The latest leak coming from NSA whistleblower Edward Snowden’s trove involves a “Google-like” search engine for communications metadata called ICREACH. The program was described in a Monday article in The Intercept.
ICREACH appears to be one of the main tools that the NSA uses to share metadata with 23 other U.S. government agencies, including the FBI, CIA and DEA, as well as with corresponding signals intelligence agencies in the other four members of the Anglophone “Five Eyes” club: Canada, the U.K., New Zealand and Australia.
Metadata is data that describes data. In this case, the communications metadata shared through ICREACH reportedly covers “emails, phone calls, faxes, internet chats, and text messages, as well as location information collected from cellphones.”
According to memos leaked by Snowden, the ICREACH program went live in 2007 under “mastermind” Keith Alexander, the former NSA director, as a way of helping analysts sift through a multitude of databases. It was apparently the successor to earlier systems called CRISSCROSS and PROTON.
The Office of the Director of National Intelligence told The Intercept that the relevant metadata is collected under Executive Order 12333, which allows the collection of data outside the U.S. with little oversight.
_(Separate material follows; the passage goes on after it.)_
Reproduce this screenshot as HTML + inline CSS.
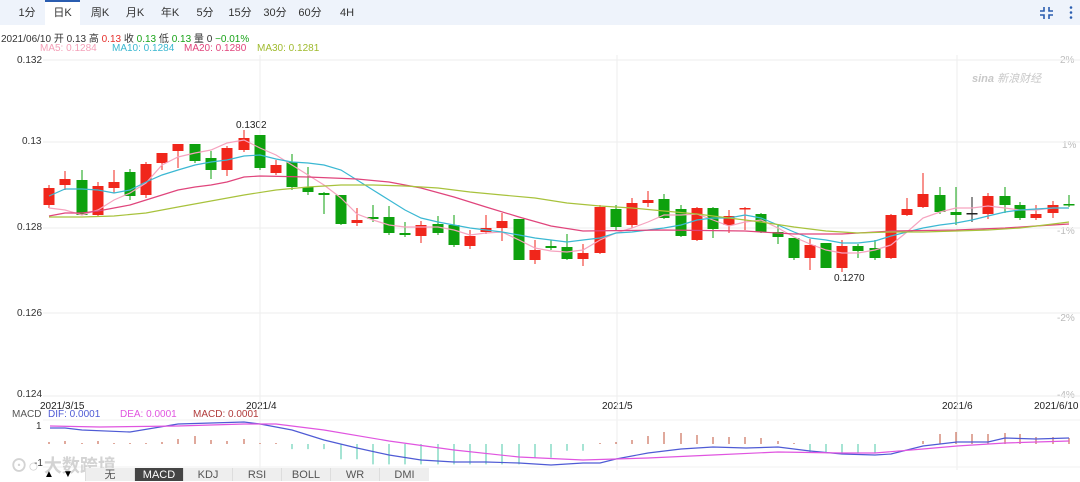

This means it almost certainly includes data on people inside the U.S. who interacted with people or services outside the country’s borders, although the documents suggest this information is “minimized” — anonymized — before being used within the U.S. That said, the identifying information that’s stripped out is still held for up to five years for investigatory purposes.
Legal and intelligence experts told the publication that they were concerned about the possibility of “parallel reconstruction,” whereby agencies use surveillance information to trigger investigations, then cover up those origins by the time the cases get to court.